• **Short task**
Leave the pictures out and retype the lines from the beginning through the line with "const selectedIndex = 5;", both ends included.

* Start *

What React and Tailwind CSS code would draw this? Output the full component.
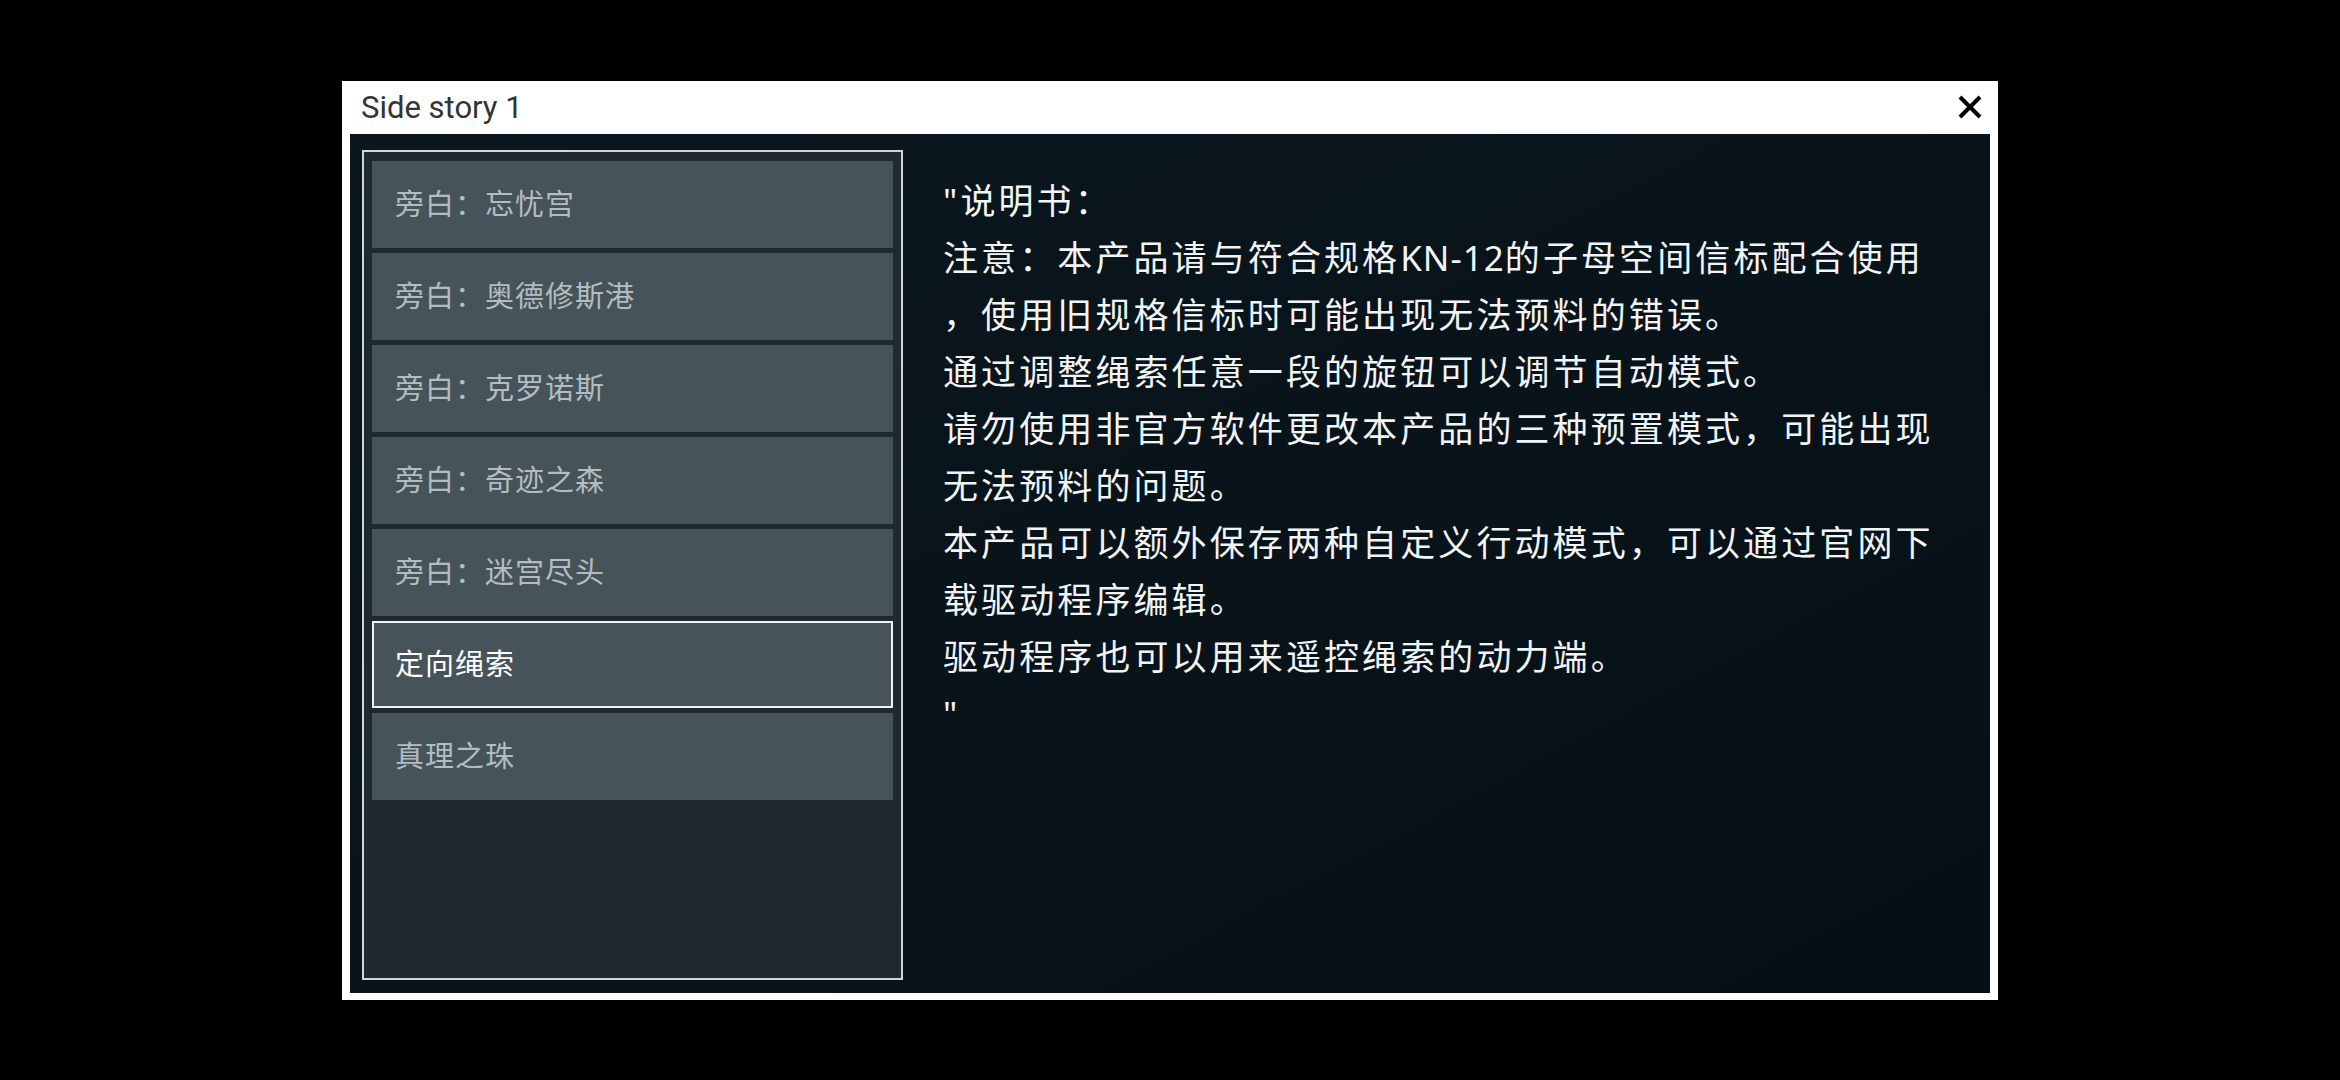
// ---------------------------- Data ----------------------------
const entries = [
    "旁白：忘忧宫",
    "旁白：奥德修斯港",
    "旁白：克罗诺斯",
    "旁白：奇迹之森",
    "旁白：迷宫尽头",
    "定向绳索",
    "真理之珠",
];

const selectedIndex = 5;

// each visual line of the reading pane, kept as in the game
const lines = [
    "\"说明书：",
    null, // line with the KN-12 code, rendered below
    "，使用旧规格信标时可能出现无法预料的错误。",
    "通过调整绳索任意一段的旋钮可以调节自动模式。",
    "请勿使用非官方软件更改本产品的三种预置模式，可能出现",
    "无法预料的问题。",
    "本产品可以额外保存两种自定义行动模式，可以通过官网下",
    "载驱动程序编辑。",
    "驱动程序也可以用来遥控绳索的动力端。",
    "\"",
];

const cjk = "font-['Noto_Sans','Noto_Sans_CJK_SC',sans-serif]";

// ---------------------------- Pieces ----------------------------
const CloseIcon = () => (
    <svg width="24" height="24" viewBox="0 0 24 24" className="block">
        <path d="M2 2 L22 22 M22 2 L2 22" stroke="#000" strokeWidth="4" fill="none" />
    </svg>
);

const EntryRow = ({ label, active }) => (
    <div
        className={
            active
                ? "h-[87px] flex items-center pl-[21px] bg-[#46545a] text-[29px] tracking-[1px] text-white border-2 border-[#eef2f3]"
                : "h-[87px] flex items-center pl-[23px] bg-[#46545a] text-[29px] tracking-[1px] text-[#b2bdc1]"
        }
    >
        {label}
    </div>
);

// ---------------------------- App ----------------------------
const App = () => {
    return (
        <div className="w-[2340px] h-[1080px] bg-black flex items-center justify-center">
            {/* Window */}
            <div className="w-[1656px] h-[919px] bg-white flex flex-col px-[8px] pb-[7px]">
                {/* Title bar */}
                <div className="h-[53px] flex items-center justify-between pl-[11px] pr-[8px]">
                    <span className="font-['Roboto',sans-serif] text-[31px] text-[#333] leading-none pt-[1px]">
                        Side story 1
                    </span>
                    <CloseIcon />
                </div>

                {/* Body */}
                <div className="flex-1 flex bg-gradient-to-br from-[#0b171e] via-[#08131a] to-[#050f16] pl-[12px] pt-[16px] pb-[13px]">
                    {/* Entry list */}
                    <div className={`w-[541px] border-2 border-[#cdd6d9] bg-[#1e2a30] pt-[9px] px-[8px] flex flex-col gap-[5px] ${cjk}`}>
                        {entries.map((label, idx) => (
                            <EntryRow key={idx} label={label} active={idx === selectedIndex} />
                        ))}
                    </div>

                    {/* Reading pane */}
                    <div className={`ml-[40px] pt-[22px] text-[35px] leading-[57px] tracking-[3.1px] text-[#f2f4f5] ${cjk}`}>
                        {lines.map((line, idx) =>
                            line === null ? (
                                <div key={idx} className="whitespace-nowrap">
                                    注意：本产品请与符合规格<span className="tracking-[1px]">KN-12</span>的子母空间信标配合使用
                                </div>
                            ) : (
                                <div key={idx} className="whitespace-nowrap">
                                    {line}
                                </div>
                            )
                        )}
                    </div>
                </div>
            </div>
        </div>
    );
};

export default App;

* End *

• **Answer to this problem**
What React and Tailwind CSS code would draw this? Output the full component.
// ---------------------------- Data ----------------------------
const entries = [
    "旁白：忘忧宫",
    "旁白：奥德修斯港",
    "旁白：克罗诺斯",
    "旁白：奇迹之森",
    "旁白：迷宫尽头",
    "定向绳索",
    "真理之珠",
];

const selectedIndex = 5;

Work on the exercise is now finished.